Contrast the symposium, a highly ritualized and institutionalized drinking of a culture quite different from our own, to a modern installation under an organization which bears the same name, the frat party. The flashing lights, the sticky floors, the overstuffed rooms, the goldfish waiting to be swallowed alive, the music so loud you can’t even think, bodies jostling in chaos, and mass drunkenness, all are hallmarks of Greek Life party culture which carry no resemblance to actual Greek Life party culture. Why should we allow this gross cultural misappropriate to continue in our universities and schools?

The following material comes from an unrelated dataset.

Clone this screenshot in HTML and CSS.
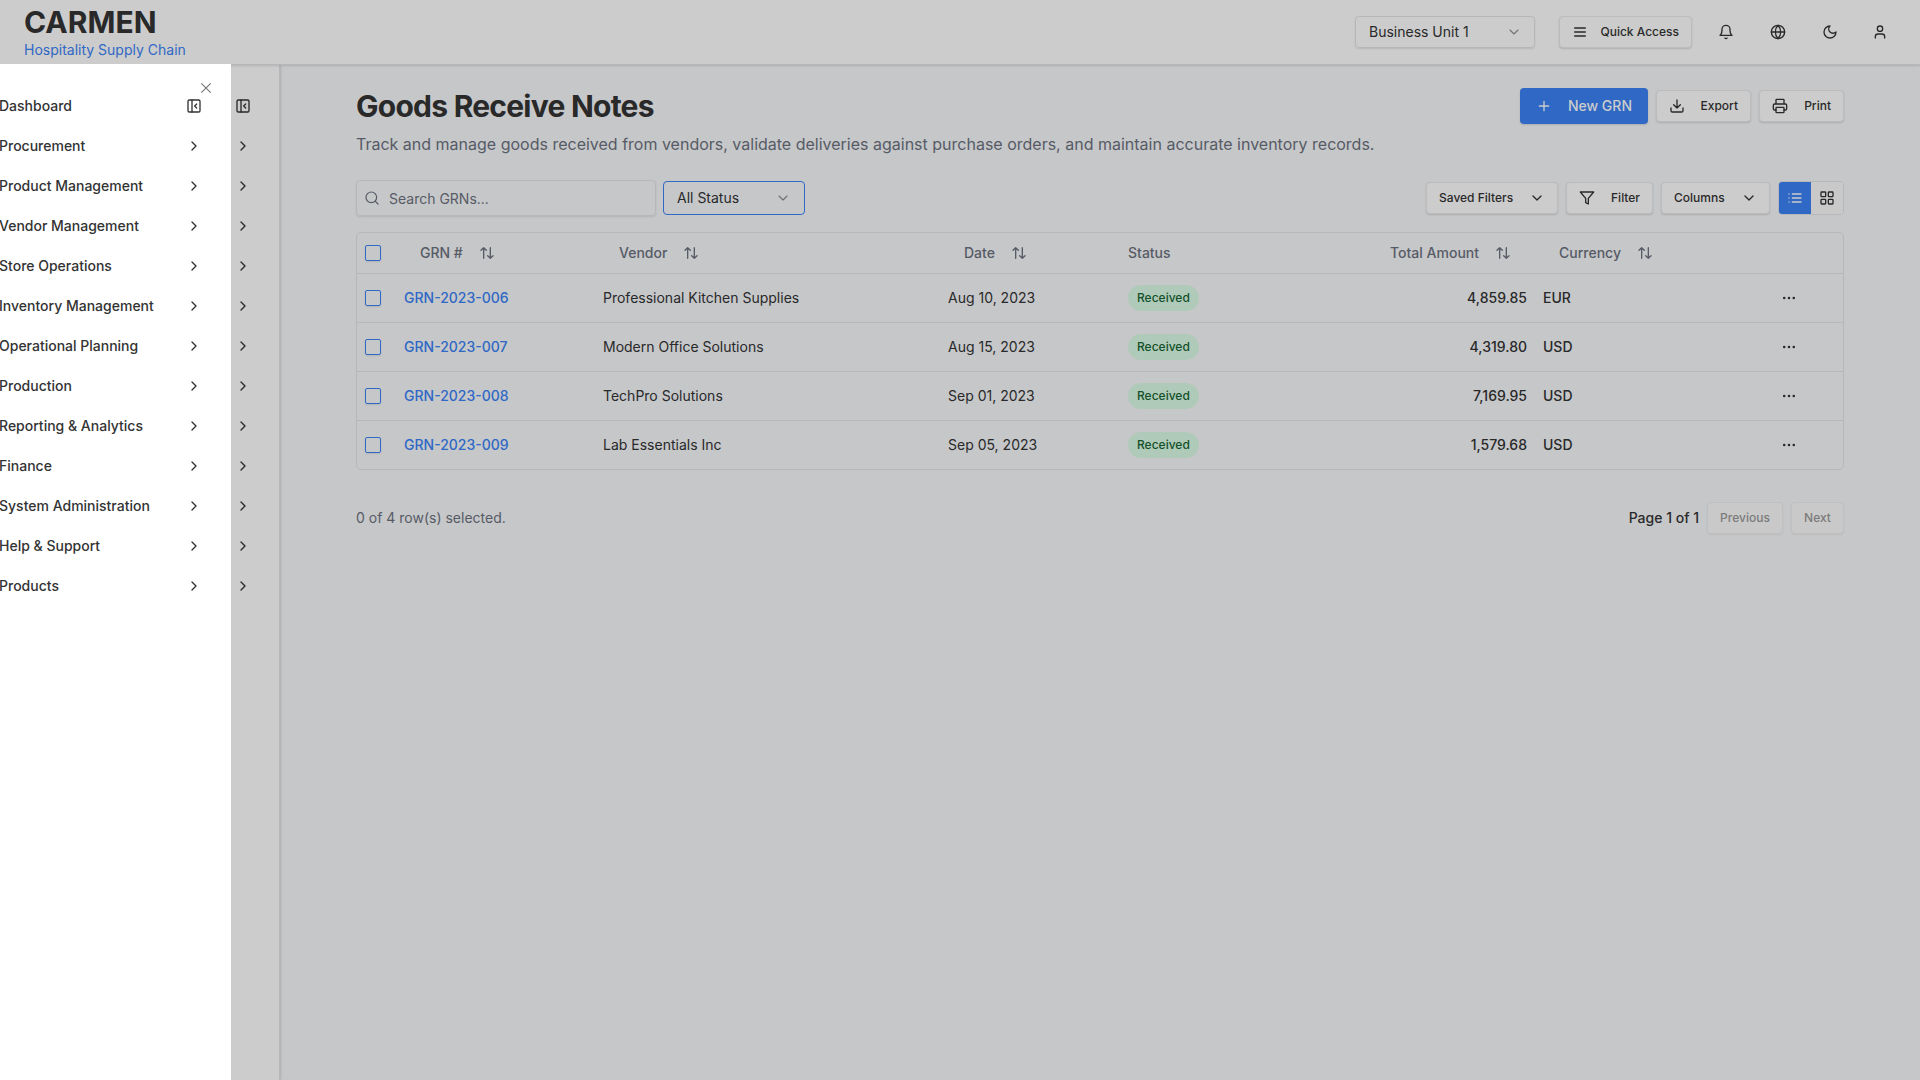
FILE: index.html
```
<!DOCTYPE html>
<html lang="en">
<head>
<meta charset="utf-8">
<title>Goods Receive Notes</title>
<link rel="stylesheet" href="styles.css">
</head>
<body>
<svg class="sprite" aria-hidden="true">
  <symbol id="chev-r" viewBox="0 0 24 24"><path d="m9 18 6-6-6-6"/></symbol>
  <symbol id="chev-d" viewBox="0 0 24 24"><path d="m6 9 6 6 6-6"/></symbol>
  <symbol id="panel" viewBox="0 0 24 24"><rect width="18" height="18" x="3" y="3" rx="2"/><path d="M9 3v18M16 15l-3-3 3-3"/></symbol>
  <symbol id="bell" viewBox="0 0 24 24"><path d="M6 8a6 6 0 0 1 12 0c0 7 3 9 3 9H3s3-2 3-9"/><path d="M10.3 21a1.94 1.94 0 0 0 3.4 0"/></symbol>
  <symbol id="globe" viewBox="0 0 24 24"><circle cx="12" cy="12" r="10"/><path d="M12 2a14.5 14.5 0 0 0 0 20 14.5 14.5 0 0 0 0-20M2 12h20"/></symbol>
  <symbol id="moon" viewBox="0 0 24 24"><path d="M12 3a6 6 0 0 0 9 9 9 9 0 1 1-9-9Z"/></symbol>
  <symbol id="user" viewBox="0 0 24 24"><path d="M19 21v-2a4 4 0 0 0-4-4H9a4 4 0 0 0-4 4v2"/><circle cx="12" cy="7" r="4"/></symbol>
  <symbol id="menu" viewBox="0 0 24 24"><path d="M4 12h16M4 6h16M4 18h16"/></symbol>
  <symbol id="plus" viewBox="0 0 24 24"><path d="M5 12h14M12 5v14"/></symbol>
  <symbol id="download" viewBox="0 0 24 24"><path d="M21 15v4a2 2 0 0 1-2 2H5a2 2 0 0 1-2-2v-4M7 10l5 5 5-5M12 15V3"/></symbol>
  <symbol id="printer" viewBox="0 0 24 24"><path d="M6 18H4a2 2 0 0 1-2-2v-5a2 2 0 0 1 2-2h16a2 2 0 0 1 2 2v5a2 2 0 0 1-2 2h-2M6 9V3a1 1 0 0 1 1-1h10a1 1 0 0 1 1 1v6"/><rect x="6" y="14" width="12" height="8" rx="1"/></symbol>
  <symbol id="search" viewBox="0 0 24 24"><circle cx="11" cy="11" r="8"/><path d="m21 21-4.3-4.3"/></symbol>
  <symbol id="filter" viewBox="0 0 24 24"><path d="M22 3H2l8 9.46V19l4 2v-8.54L22 3z"/></symbol>
  <symbol id="list" viewBox="0 0 24 24"><path d="M8 6h13M8 12h13M8 18h13M3 6h.01M3 12h.01M3 18h.01"/></symbol>
  <symbol id="grid" viewBox="0 0 24 24"><rect x="3" y="3" width="7" height="7" rx="1"/><rect x="14" y="3" width="7" height="7" rx="1"/><rect x="14" y="14" width="7" height="7" rx="1"/><rect x="3" y="14" width="7" height="7" rx="1"/></symbol>
  <symbol id="sort" viewBox="0 0 24 24"><path d="m21 16-4 4-4-4M17 20V4M3 8l4-4 4 4M7 4v16"/></symbol>
  <symbol id="dots" viewBox="0 0 15 15"><circle cx="3" cy="7.500" r="1.200"/><circle cx="7.500" cy="7.500" r="1.200"/><circle cx="12" cy="7.500" r="1.200"/></symbol>
  <symbol id="cross" viewBox="0 0 24 24"><path d="M5 5l14 14M19 5l-14 14"/></symbol>
</svg>

<header class="topbar">
  <div class="brand">
    <div class="brand-name">CARMEN</div>
    <div class="brand-sub">Hospitality Supply Chain</div>
  </div>
  <div class="top-tools">
    <div class="select unit"><span>Business Unit 1</span><svg class="icon thin"><use href="#chev-d"/></svg></div>
    <button class="btn quick"><svg class="icon"><use href="#menu"/></svg>Quick Access</button>
    <div class="top-icons">
      <svg class="icon"><use href="#bell"/></svg>
      <svg class="icon"><use href="#globe"/></svg>
      <svg class="icon"><use href="#moon"/></svg>
      <svg class="icon user"><use href="#user"/></svg>
    </div>
  </div>
</header>

<div class="body">
  <aside class="rail">
    <svg class="icon"><use href="#panel"/></svg>
    <svg class="icon"><use href="#chev-r"/></svg>
    <svg class="icon"><use href="#chev-r"/></svg>
    <svg class="icon"><use href="#chev-r"/></svg>
    <svg class="icon"><use href="#chev-r"/></svg>
    <svg class="icon"><use href="#chev-r"/></svg>
    <svg class="icon"><use href="#chev-r"/></svg>
    <svg class="icon"><use href="#chev-r"/></svg>
    <svg class="icon"><use href="#chev-r"/></svg>
    <svg class="icon"><use href="#chev-r"/></svg>
    <svg class="icon"><use href="#chev-r"/></svg>
    <svg class="icon"><use href="#chev-r"/></svg>
    <svg class="icon"><use href="#chev-r"/></svg>
  </aside>

  <main class="main">
    <div class="title-row">
      <h1>Goods Receive Notes</h1>
      <div class="actions">
        <button class="btn primary"><svg class="icon"><use href="#plus"/></svg>New GRN</button>
        <button class="btn export"><svg class="icon"><use href="#download"/></svg>Export</button>
        <button class="btn print"><svg class="icon"><use href="#printer"/></svg>Print</button>
      </div>
    </div>
    <p class="lead">Track and manage goods received from vendors, validate deliveries against purchase orders, and maintain accurate inventory records.</p>

    <div class="toolbar">
      <div class="search"><svg class="icon"><use href="#search"/></svg><span>Search GRNs...</span></div>
      <div class="select status"><span>All Status</span><svg class="icon thin"><use href="#chev-d"/></svg></div>
      <div class="filters">
        <button class="btn saved">Saved Filters<svg class="icon"><use href="#chev-d"/></svg></button>
        <button class="btn filter"><svg class="icon"><use href="#filter"/></svg>Filter</button>
        <button class="btn columns">Columns<svg class="icon"><use href="#chev-d"/></svg></button>
        <div class="views">
          <span class="view on"><svg class="icon"><use href="#list"/></svg></span>
          <span class="view"><svg class="icon"><use href="#grid"/></svg></span>
        </div>
      </div>
    </div>

    <section class="table">
      <div class="row head">
        <i class="check"></i>
        <span class="sortable">GRN #<svg class="icon"><use href="#sort"/></svg></span>
        <span class="sortable">Vendor<svg class="icon"><use href="#sort"/></svg></span>
        <span class="sortable">Date<svg class="icon"><use href="#sort"/></svg></span>
        <span>Status</span>
        <span class="sortable end">Total Amount<svg class="icon"><use href="#sort"/></svg></span>
        <span class="sortable">Currency<svg class="icon"><use href="#sort"/></svg></span>
        <span></span>
      </div>
      <div class="row">
        <i class="check"></i><a class="link">GRN-2023-006</a><span>Professional Kitchen Supplies</span><span>Aug 10, 2023</span>
        <span><b class="badge">Received</b></span><span class="amount">4,859.85</span><span class="cur">EUR</span><svg class="icon dots"><use href="#dots"/></svg>
      </div>
      <div class="row">
        <i class="check"></i><a class="link">GRN-2023-007</a><span>Modern Office Solutions</span><span>Aug 15, 2023</span>
        <span><b class="badge">Received</b></span><span class="amount">4,319.80</span><span class="cur">USD</span><svg class="icon dots"><use href="#dots"/></svg>
      </div>
      <div class="row">
        <i class="check"></i><a class="link">GRN-2023-008</a><span>TechPro Solutions</span><span>Sep 01, 2023</span>
        <span><b class="badge">Received</b></span><span class="amount">7,169.95</span><span class="cur">USD</span><svg class="icon dots"><use href="#dots"/></svg>
      </div>
      <div class="row">
        <i class="check"></i><a class="link">GRN-2023-009</a><span>Lab Essentials Inc</span><span>Sep 05, 2023</span>
        <span><b class="badge">Received</b></span><span class="amount">1,579.68</span><span class="cur">USD</span><svg class="icon dots"><use href="#dots"/></svg>
      </div>
    </section>

    <footer class="pager">
      <span class="count">0 of 4 row(s) selected.</span>
      <span class="page">Page 1 of 1</span>
      <button class="btn off prev">Previous</button>
      <button class="btn off next">Next</button>
    </footer>
  </main>
</div>

<nav class="drawer">
  <svg class="close"><use href="#cross"/></svg>
  <div class="item"><span>Dashboard</span><svg class="icon"><use href="#panel"/></svg></div>
  <div class="item"><span>Procurement</span><svg class="icon"><use href="#chev-r"/></svg></div>
  <div class="item"><span>Product Management</span><svg class="icon"><use href="#chev-r"/></svg></div>
  <div class="item"><span>Vendor Management</span><svg class="icon"><use href="#chev-r"/></svg></div>
  <div class="item"><span>Store Operations</span><svg class="icon"><use href="#chev-r"/></svg></div>
  <div class="item"><span>Inventory Management</span><svg class="icon"><use href="#chev-r"/></svg></div>
  <div class="item"><span>Operational Planning</span><svg class="icon"><use href="#chev-r"/></svg></div>
  <div class="item"><span>Production</span><svg class="icon"><use href="#chev-r"/></svg></div>
  <div class="item"><span>Reporting &amp; Analytics</span><svg class="icon"><use href="#chev-r"/></svg></div>
  <div class="item"><span>Finance</span><svg class="icon"><use href="#chev-r"/></svg></div>
  <div class="item"><span>System Administration</span><svg class="icon"><use href="#chev-r"/></svg></div>
  <div class="item"><span>Help &amp; Support</span><svg class="icon"><use href="#chev-r"/></svg></div>
  <div class="item"><span>Products</span><svg class="icon"><use href="#chev-r"/></svg></div>
</nav>
</body>
</html>
```

FILE: styles.css
```
:root {
  --ink: #292929;
  --muted: #565b66;
  --line: #b5b7ba;
  --blue: #2f68c5;
  --surface: #cccccc;
  --page: #c6c7c9;
}
* { box-sizing: border-box; }
body {
  margin: 0;
  height: 1080px;
  overflow: hidden;
  display: flex;
  flex-direction: column;
  background: var(--page);
  color: var(--ink);
  font: 400 14px/20px Inter, "Liberation Sans", sans-serif;
}
.sprite { display: none; }
.icon {
  width: 16px;
  height: 16px;
  flex: none;
  fill: none;
  stroke: currentColor;
  stroke-width: 2;
  stroke-linecap: round;
  stroke-linejoin: round;
}
.icon.thin { stroke-width: 1.6; opacity: .55; }

/* Top bar */
.topbar {
  height: 65px;
  flex: none;
  display: flex;
  justify-content: space-between;
  padding: 0 32px 0 24px;
  background: var(--surface);
  border-bottom: 1px solid #b5b7ba;
  box-shadow: 0 1px 2px rgba(0, 0, 0, .12);
  position: relative;
  z-index: 1;
}
.brand-name { font-size: 30px; line-height: 36px; font-weight: 700; padding-top: 4px; }
.brand-sub { color: var(--blue); }
.top-tools { display: flex; align-items: center; height: 64px; }
.top-icons { display: flex; gap: 36px; margin-left: 26px; }
.top-icons .user { margin-left: -2px; }
.select {
  display: flex;
  align-items: center;
  justify-content: space-between;
  border: 1px solid var(--line);
  border-radius: 4px;
}
.unit { width: 180px; height: 32px; padding: 0 12px 0 13px; margin-right: 24px; box-shadow: 0 1px 2px rgba(0, 0, 0, .1); }

.btn {
  display: flex;
  align-items: center;
  justify-content: space-between;
  height: 32px;
  padding: 0 12px;
  border: 1px solid #bbbcbe;
  border-radius: 4px;
  background: var(--surface);
  color: var(--ink);
  font: 500 12px/16px Inter, "Liberation Sans", sans-serif;
  white-space: nowrap;
  box-shadow: 0 1px 2px rgba(0, 0, 0, .14);
}
.quick { width: 133px; }

/* Body */
.body { flex: 1; display: flex; min-height: 0; }
.rail {
  width: 280px;
  flex: none;
  display: flex;
  flex-direction: column;
  align-items: flex-end;
  gap: 24px;
  padding: 33px 28px 0 0;
  background: var(--surface);
  border-right: 1px solid #b5b7ba;
  box-shadow: 1px 0 2px rgba(0, 0, 0, .12);
}
.main { flex: 1; padding: 23px 76px 0; }
.title-row { display: flex; justify-content: space-between; align-items: center; height: 36px; }
h1 { margin: 0; font-size: 30px; line-height: 36px; font-weight: 700; letter-spacing: -.75px; }
.actions { display: flex; align-items: center; gap: 8px; }
.primary { width: 128px; height: 36px; padding: 0 16px; border: 0; background: var(--blue); color: #cccccc; font-size: 14px; }
.export { width: 95px; }
.print { width: 85px; }
.lead { margin: 8px 0 0; font-size: 16px; line-height: 24px; color: var(--muted); }

.toolbar { display: flex; align-items: center; height: 36px; margin-top: 24px; }
.search {
  width: 300px;
  height: 36px;
  display: flex;
  align-items: center;
  gap: 9px;
  padding-left: 7px;
  margin-right: 7px;
  border: 1px solid var(--line);
  border-radius: 4px;
  color: var(--muted);
  box-shadow: 0 1px 2px rgba(0, 0, 0, .1);
}
.search .icon { stroke-width: 1.8; }
.search span { padding-top: 2px; }
.status { width: 142px; height: 34px; padding: 0 13px; border-color: var(--blue); }
.filters { display: flex; align-items: center; gap: 8px; margin-left: auto; }
.saved { width: 132px; }
.filter { width: 87px; }
.columns { width: 109px; }
.views { display: flex; width: 66px; height: 34px; border: 1px solid var(--line); border-radius: 4px; overflow: hidden; }
.view { width: 32px; display: flex; align-items: center; justify-content: center; background: #c9c9c9; }
.view.on { background: var(--blue); color: #cccccc; }

/* Table */
.table { margin-top: 16px; border: 1px solid var(--line); border-radius: 5px; }
.row {
  display: grid;
  grid-template-columns: 39px 199px 345px 180px 186px 229px 208px 1fr;
  align-items: center;
  height: 49px;
  border-bottom: 1px solid var(--line);
}
.row:last-child { height: 48px; border-bottom: 0; }
.row > span, .row > a { padding: 0 8px; }
.row.head { height: 41px; color: var(--muted); font-weight: 500; }
.row.head .sortable { display: flex; align-items: center; gap: 16px; padding: 0 24px; }
.row.head .end { justify-content: flex-end; }
.check { width: 16px; height: 16px; margin-left: 8px; border: 1px solid var(--blue); border-radius: 2px; box-shadow: 0 1px 2px rgba(0, 0, 0, .1); }
.link { color: var(--blue); font-weight: 500; }
.badge { display: inline-block; padding: 5px 9px; border-radius: 13px; background: #b0cab9; color: #12512a; font: 500 12px/16px Inter, sans-serif; vertical-align: middle; }
.amount { text-align: right; font-weight: 500; }
.cur { font-weight: 500; }
.dots { margin-left: 38px; fill: currentColor; stroke: none; }

.pager { display: flex; align-items: center; margin-top: 32px; height: 32px; }
.count { flex: 1; color: var(--muted); }
.page { font-weight: 500; margin-right: 8px; }
.off { justify-content: center; color: #7b7b7b; background: #c9c9c9; border-color: #bfc0c2; box-shadow: 0 1px 2px rgba(0, 0, 0, .06); }
.prev { width: 76px; margin-right: 8px; }
.next { width: 53px; }

/* Slide-over navigation */
.drawer {
  position: absolute;
  left: 0;
  top: 64px;
  z-index: 2;
  width: 231px;
  height: 1016px;
  padding-top: 22px;
  background: #ffffff;
  color: #333333;
  font-weight: 500;
}
.item { display: flex; align-items: center; justify-content: space-between; height: 40px; padding-right: 29px; white-space: nowrap; }
.item span { margin-left: -1px; }
.close { position: absolute; top: 16px; right: 17px; width: 16px; height: 16px; stroke: #777777; stroke-width: 1.8; }
```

We can’t change college life across the United States, but we can make a difference at W&L. I advocate that we stop degrading Ancient Greek culture not only out of respect to the memory of Ancient Greece, but also in diffidence to modern Greece, the true inheritors of their legacy. Westerners often try to co-opt the ancients as our own spiritual forbears, forgetting that their modern descendants look to them as their physical fathers as well. Sometime we care too much for the pot-shards and not enough for the people. And sometimes, we turn their languages and histories into a joke. So in answer to Greek Life: Yes, we can make a difference, and we can do it by first removing the Greek letters from all of the houses and replacing them with their English equivalents. Then, after the masses of sorority sisters and fraternity brothers realize that Greek letters actually make a sound, are apart of a functional alphabet, and aren’t a collection of runic symbols pulled from an old Indiana Jones film, we can work on changing the name.